### Data provided

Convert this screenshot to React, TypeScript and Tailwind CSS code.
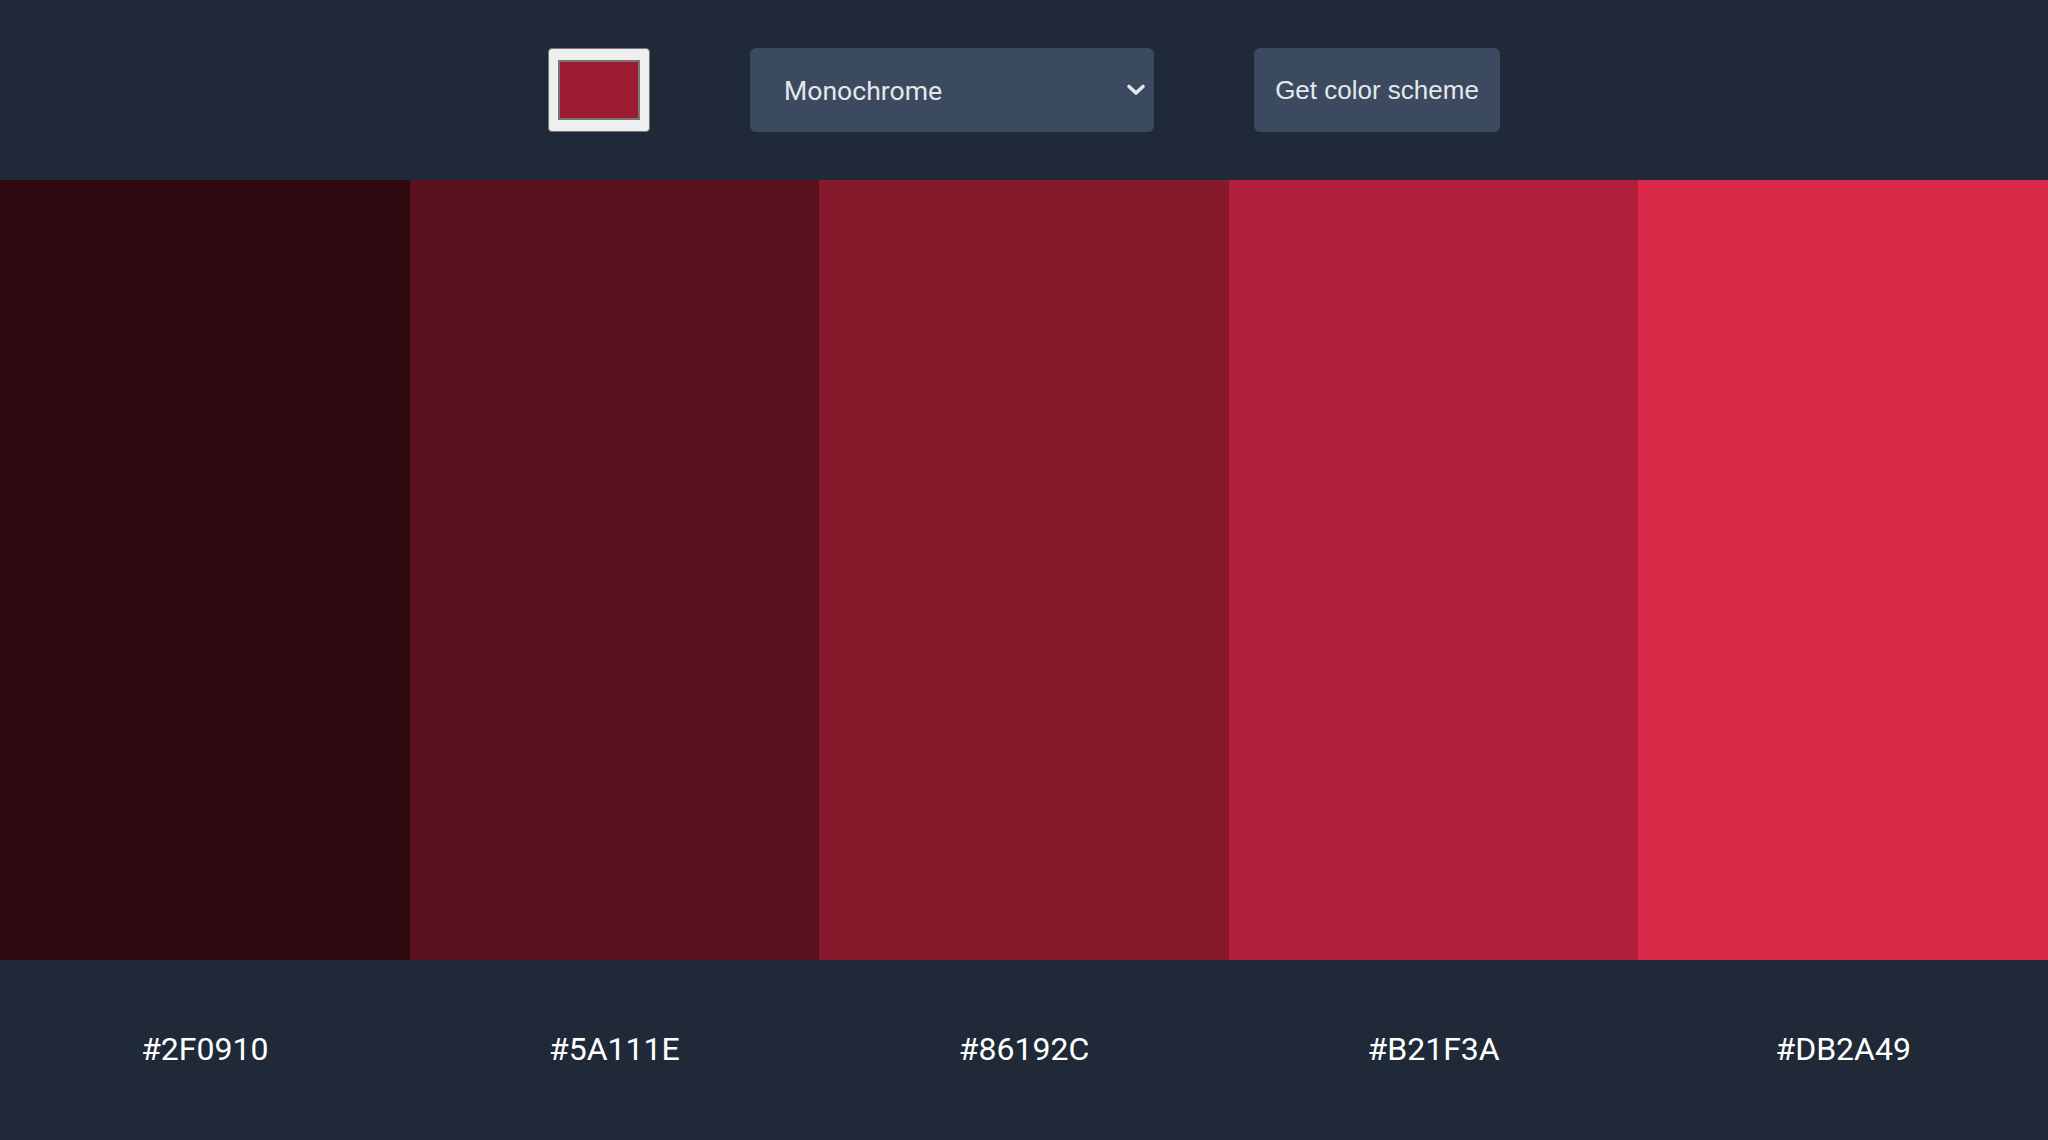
const colors = ["#2F0910", "#5A111E", "#86192C", "#B21F3A", "#DB2A49"];

const swatchBg: Record<string, string> = {
  "#2F0910": "bg-[#2F0910]",
  "#5A111E": "bg-[#5A111E]",
  "#86192C": "bg-[#86192C]",
  "#B21F3A": "bg-[#B21F3A]",
  "#DB2A49": "bg-[#DB2A49]",
};

const App = () => {
  return (
    <div className="w-full h-[1140px] flex flex-col bg-[#1f2937] font-['Roboto',sans-serif]">
      <header className="h-[180px] flex items-center justify-center gap-[100px] shrink-0">
        <div className="w-[102px] h-[84px] bg-[#efefef] border border-[#767676] rounded-[4px] flex items-center justify-center">
          <div className="w-[82px] h-[60px] bg-[#9b1b30] border-2 border-[#767676]" />
        </div>
        <div className="w-[404px] h-[84px] bg-[#3c4a60] rounded-[6px] flex items-center justify-between pl-[34px] pr-[7px] text-[26.6px] text-[#e5e7eb]">
          <span className="pt-[2px]">Monochrome</span>
          <svg width="22" height="14" viewBox="0 0 22 14" fill="none">
            <path d="M4 3.5 L11 10 L18 3.5" stroke="#e5e7eb" strokeWidth="3.6" strokeLinecap="round" strokeLinejoin="round" />
          </svg>
        </div>
        <button className="w-[246px] h-[84px] bg-[#3c4a60] rounded-[6px] text-[26px] text-[#e5e7eb] font-['Liberation_Sans',Arial,sans-serif]">
          Get color scheme
        </button>
      </header>
      <div className="flex-1 grid grid-cols-5">
        {colors.map((c) => (
          <div key={c} className="flex flex-col">
            <div className={`h-[780px] ${swatchBg[c]}`} />
            <div className="flex-1 flex items-center justify-center pb-[2px] text-[32px] text-white">
              {c}
            </div>
          </div>
        ))}
      </div>
    </div>
  );
};

export default App;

######

### Aim of the exercise
Repeat the data exactly, excluding the pictures.

### Exercise answer
Convert this screenshot to React, TypeScript and Tailwind CSS code.
const colors = ["#2F0910", "#5A111E", "#86192C", "#B21F3A", "#DB2A49"];

const swatchBg: Record<string, string> = {
  "#2F0910": "bg-[#2F0910]",
  "#5A111E": "bg-[#5A111E]",
  "#86192C": "bg-[#86192C]",
  "#B21F3A": "bg-[#B21F3A]",
  "#DB2A49": "bg-[#DB2A49]",
};

const App = () => {
  return (
    <div className="w-full h-[1140px] flex flex-col bg-[#1f2937] font-['Roboto',sans-serif]">
      <header className="h-[180px] flex items-center justify-center gap-[100px] shrink-0">
        <div className="w-[102px] h-[84px] bg-[#efefef] border border-[#767676] rounded-[4px] flex items-center justify-center">
          <div className="w-[82px] h-[60px] bg-[#9b1b30] border-2 border-[#767676]" />
        </div>
        <div className="w-[404px] h-[84px] bg-[#3c4a60] rounded-[6px] flex items-center justify-between pl-[34px] pr-[7px] text-[26.6px] text-[#e5e7eb]">
          <span className="pt-[2px]">Monochrome</span>
          <svg width="22" height="14" viewBox="0 0 22 14" fill="none">
            <path d="M4 3.5 L11 10 L18 3.5" stroke="#e5e7eb" strokeWidth="3.6" strokeLinecap="round" strokeLinejoin="round" />
          </svg>
        </div>
        <button className="w-[246px] h-[84px] bg-[#3c4a60] rounded-[6px] text-[26px] text-[#e5e7eb] font-['Liberation_Sans',Arial,sans-serif]">
          Get color scheme
        </button>
      </header>
      <div className="flex-1 grid grid-cols-5">
        {colors.map((c) => (
          <div key={c} className="flex flex-col">
            <div className={`h-[780px] ${swatchBg[c]}`} />
            <div className="flex-1 flex items-center justify-center pb-[2px] text-[32px] text-white">
              {c}
            </div>
          </div>
        ))}
      </div>
    </div>
  );
};

export default App;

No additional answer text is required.